Determine how many lines contain the string "React". Respond with that number and nothing more.

++++ Given data

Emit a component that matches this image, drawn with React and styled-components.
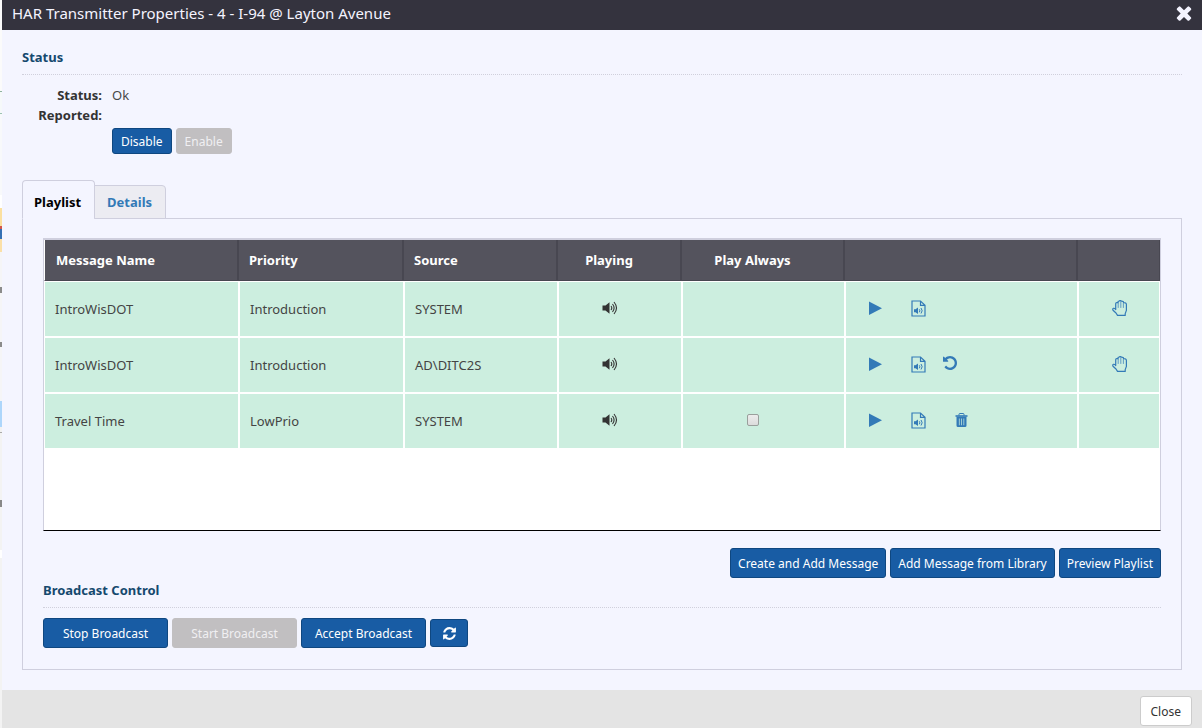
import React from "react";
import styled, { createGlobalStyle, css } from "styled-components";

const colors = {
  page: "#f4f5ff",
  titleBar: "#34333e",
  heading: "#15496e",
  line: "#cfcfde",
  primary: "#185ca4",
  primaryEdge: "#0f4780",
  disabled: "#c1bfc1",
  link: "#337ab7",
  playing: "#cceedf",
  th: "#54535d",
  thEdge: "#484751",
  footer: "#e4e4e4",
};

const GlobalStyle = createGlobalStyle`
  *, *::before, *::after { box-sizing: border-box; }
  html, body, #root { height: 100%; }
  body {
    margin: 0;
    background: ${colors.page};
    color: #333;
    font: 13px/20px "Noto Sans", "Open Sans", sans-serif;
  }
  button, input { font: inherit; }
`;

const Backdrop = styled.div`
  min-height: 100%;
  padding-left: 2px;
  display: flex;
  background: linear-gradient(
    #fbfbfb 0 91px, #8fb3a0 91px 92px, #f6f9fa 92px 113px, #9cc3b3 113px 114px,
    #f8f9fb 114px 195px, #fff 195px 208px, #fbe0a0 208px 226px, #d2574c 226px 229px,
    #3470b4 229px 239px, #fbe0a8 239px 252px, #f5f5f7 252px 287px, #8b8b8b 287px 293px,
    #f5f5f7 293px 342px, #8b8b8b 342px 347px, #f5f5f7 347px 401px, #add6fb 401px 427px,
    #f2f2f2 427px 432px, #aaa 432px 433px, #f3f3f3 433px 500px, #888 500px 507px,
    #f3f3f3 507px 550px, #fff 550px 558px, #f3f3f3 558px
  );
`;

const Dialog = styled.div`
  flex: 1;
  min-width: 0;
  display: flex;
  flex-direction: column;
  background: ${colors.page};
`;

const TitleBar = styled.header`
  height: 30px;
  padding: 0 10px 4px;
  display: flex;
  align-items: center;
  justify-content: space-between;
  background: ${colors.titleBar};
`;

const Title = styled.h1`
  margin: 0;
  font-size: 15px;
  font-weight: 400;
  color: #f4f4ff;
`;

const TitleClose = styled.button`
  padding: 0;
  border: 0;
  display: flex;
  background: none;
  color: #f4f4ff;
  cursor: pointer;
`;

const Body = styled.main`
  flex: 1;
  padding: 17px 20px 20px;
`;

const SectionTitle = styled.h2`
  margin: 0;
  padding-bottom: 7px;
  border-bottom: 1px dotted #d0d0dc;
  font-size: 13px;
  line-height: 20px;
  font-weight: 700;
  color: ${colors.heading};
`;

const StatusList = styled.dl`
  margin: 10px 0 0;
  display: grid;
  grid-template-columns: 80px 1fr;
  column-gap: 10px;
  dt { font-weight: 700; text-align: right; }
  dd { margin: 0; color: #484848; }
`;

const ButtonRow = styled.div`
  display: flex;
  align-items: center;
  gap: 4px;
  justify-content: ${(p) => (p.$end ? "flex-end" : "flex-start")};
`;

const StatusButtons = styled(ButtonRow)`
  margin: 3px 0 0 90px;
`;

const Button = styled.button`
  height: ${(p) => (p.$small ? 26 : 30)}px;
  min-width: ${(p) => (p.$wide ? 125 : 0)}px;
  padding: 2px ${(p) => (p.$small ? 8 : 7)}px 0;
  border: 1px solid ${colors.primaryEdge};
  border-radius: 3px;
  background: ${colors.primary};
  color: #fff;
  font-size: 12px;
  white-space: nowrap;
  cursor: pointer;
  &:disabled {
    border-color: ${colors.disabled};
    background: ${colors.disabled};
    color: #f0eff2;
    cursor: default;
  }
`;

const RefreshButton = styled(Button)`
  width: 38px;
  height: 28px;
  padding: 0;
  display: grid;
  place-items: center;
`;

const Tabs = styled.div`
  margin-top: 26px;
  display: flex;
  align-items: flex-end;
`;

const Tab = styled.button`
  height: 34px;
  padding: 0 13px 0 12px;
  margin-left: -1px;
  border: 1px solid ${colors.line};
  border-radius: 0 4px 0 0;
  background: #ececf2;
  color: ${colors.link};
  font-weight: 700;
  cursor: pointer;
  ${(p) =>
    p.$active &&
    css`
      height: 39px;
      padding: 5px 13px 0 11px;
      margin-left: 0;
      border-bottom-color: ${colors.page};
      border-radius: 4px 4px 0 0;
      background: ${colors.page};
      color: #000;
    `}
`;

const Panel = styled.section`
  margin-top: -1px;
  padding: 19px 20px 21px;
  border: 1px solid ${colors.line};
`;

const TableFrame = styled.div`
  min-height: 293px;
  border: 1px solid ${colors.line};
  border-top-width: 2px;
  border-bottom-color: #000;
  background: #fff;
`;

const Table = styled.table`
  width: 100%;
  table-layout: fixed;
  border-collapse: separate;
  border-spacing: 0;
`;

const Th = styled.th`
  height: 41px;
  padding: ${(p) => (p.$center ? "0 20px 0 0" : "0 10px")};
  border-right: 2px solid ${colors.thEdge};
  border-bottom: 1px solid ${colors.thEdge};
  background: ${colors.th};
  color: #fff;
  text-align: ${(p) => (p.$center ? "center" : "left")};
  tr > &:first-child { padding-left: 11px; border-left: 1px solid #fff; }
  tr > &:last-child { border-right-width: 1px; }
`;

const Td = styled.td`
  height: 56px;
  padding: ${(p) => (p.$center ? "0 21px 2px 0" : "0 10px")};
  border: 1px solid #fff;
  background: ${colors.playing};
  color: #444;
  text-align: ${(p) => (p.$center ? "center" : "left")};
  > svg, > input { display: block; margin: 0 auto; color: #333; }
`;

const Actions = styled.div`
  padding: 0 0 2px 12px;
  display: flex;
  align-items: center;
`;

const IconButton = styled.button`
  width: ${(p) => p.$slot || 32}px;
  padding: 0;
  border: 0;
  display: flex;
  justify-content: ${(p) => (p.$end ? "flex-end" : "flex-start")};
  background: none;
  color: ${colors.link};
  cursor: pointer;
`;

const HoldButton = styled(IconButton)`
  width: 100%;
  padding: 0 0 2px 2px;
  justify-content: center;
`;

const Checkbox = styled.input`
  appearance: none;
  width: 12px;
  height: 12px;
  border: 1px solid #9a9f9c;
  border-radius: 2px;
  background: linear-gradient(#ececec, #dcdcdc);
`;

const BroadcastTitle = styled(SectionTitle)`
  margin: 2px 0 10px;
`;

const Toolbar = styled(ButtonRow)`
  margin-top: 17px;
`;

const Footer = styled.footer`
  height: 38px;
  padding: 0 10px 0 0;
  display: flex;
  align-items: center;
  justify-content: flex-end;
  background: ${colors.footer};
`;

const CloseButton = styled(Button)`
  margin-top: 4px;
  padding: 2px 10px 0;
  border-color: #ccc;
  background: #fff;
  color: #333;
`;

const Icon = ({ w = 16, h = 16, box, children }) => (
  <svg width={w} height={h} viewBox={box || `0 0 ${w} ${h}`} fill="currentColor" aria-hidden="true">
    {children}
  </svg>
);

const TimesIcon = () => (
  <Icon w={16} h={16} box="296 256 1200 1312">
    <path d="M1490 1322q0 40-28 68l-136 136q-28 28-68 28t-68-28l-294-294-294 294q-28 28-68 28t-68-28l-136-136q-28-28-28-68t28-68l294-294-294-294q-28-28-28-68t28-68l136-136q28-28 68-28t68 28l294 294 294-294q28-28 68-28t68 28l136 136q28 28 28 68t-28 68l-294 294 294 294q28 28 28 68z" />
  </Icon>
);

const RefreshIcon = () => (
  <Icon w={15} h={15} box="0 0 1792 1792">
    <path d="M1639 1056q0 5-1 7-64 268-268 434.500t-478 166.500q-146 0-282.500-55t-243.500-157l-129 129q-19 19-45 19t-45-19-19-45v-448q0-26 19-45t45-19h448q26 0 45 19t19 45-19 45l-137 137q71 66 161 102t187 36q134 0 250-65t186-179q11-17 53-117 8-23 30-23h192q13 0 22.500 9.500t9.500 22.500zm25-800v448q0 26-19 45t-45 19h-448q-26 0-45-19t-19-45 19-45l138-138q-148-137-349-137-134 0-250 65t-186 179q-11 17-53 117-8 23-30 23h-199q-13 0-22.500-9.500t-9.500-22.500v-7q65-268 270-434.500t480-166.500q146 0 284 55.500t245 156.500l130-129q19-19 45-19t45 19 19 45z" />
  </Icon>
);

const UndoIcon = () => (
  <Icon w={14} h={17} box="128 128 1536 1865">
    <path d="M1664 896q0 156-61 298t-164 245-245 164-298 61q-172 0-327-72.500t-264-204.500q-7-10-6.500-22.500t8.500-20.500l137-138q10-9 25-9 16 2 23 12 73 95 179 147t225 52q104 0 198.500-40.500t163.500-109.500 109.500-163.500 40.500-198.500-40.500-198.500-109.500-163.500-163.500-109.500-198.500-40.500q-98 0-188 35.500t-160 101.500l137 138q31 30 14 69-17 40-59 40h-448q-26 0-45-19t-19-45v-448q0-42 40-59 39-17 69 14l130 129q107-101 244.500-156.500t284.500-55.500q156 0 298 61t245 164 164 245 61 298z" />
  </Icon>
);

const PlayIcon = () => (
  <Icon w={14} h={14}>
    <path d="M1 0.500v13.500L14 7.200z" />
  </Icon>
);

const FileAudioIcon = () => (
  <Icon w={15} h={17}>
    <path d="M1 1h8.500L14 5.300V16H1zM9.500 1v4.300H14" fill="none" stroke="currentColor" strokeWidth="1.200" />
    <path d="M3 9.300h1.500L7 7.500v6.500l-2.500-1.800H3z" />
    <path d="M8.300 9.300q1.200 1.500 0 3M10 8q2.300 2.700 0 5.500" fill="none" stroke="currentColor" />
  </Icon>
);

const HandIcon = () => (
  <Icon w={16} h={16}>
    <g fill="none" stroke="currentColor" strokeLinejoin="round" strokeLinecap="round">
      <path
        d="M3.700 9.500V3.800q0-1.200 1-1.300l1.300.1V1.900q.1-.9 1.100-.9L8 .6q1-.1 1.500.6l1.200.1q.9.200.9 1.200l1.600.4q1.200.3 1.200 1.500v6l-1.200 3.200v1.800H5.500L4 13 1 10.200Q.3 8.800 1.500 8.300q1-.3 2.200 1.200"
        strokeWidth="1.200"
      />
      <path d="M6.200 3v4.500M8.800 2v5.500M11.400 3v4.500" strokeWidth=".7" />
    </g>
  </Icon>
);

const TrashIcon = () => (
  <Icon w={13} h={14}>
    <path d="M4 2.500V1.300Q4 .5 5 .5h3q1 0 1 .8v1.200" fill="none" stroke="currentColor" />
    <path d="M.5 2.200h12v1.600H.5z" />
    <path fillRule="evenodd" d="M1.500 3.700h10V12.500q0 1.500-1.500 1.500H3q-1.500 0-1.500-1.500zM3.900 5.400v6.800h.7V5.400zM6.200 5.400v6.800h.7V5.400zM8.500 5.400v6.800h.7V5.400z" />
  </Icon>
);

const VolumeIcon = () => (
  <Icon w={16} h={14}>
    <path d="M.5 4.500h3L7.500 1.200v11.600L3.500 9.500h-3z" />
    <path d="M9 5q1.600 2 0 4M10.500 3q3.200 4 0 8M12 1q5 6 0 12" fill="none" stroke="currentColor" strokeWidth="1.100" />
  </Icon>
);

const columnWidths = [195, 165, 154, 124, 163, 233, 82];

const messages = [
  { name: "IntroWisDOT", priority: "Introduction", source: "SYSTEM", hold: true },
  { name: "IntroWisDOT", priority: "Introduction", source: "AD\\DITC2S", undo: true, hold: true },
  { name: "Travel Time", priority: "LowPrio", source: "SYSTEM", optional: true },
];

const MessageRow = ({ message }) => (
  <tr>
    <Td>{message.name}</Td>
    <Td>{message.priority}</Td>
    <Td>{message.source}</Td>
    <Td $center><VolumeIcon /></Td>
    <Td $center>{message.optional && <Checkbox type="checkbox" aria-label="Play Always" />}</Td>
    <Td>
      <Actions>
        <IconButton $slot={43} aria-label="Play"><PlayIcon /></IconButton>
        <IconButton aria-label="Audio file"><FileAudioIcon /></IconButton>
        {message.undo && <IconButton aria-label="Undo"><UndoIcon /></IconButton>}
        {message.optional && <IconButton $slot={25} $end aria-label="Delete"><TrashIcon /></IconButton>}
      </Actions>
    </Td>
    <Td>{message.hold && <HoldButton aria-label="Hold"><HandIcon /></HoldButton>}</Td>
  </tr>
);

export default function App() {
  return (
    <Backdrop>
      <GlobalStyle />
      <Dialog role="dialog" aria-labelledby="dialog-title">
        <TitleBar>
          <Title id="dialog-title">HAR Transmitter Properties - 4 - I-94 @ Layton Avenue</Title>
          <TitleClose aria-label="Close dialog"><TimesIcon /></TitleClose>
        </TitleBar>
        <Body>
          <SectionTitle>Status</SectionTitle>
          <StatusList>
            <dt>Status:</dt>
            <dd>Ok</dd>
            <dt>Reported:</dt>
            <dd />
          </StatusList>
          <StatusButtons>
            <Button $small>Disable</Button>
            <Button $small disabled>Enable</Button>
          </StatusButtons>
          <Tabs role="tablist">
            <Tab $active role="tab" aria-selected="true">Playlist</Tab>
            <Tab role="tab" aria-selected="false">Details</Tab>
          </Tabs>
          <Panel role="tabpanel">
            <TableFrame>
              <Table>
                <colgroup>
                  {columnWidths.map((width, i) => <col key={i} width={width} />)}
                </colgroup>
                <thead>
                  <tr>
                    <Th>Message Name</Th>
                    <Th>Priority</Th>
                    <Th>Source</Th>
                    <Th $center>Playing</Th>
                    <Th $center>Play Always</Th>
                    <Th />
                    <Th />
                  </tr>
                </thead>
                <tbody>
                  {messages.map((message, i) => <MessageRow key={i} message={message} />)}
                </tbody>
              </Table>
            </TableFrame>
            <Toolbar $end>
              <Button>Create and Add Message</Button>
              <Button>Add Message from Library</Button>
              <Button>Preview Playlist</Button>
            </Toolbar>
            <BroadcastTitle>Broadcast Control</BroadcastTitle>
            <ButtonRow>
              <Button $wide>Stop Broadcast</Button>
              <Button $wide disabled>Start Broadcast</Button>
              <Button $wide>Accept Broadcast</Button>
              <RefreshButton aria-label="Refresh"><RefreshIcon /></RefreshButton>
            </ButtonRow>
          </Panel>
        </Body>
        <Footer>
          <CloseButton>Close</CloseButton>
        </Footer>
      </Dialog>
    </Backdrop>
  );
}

++++++++

Exercise output
2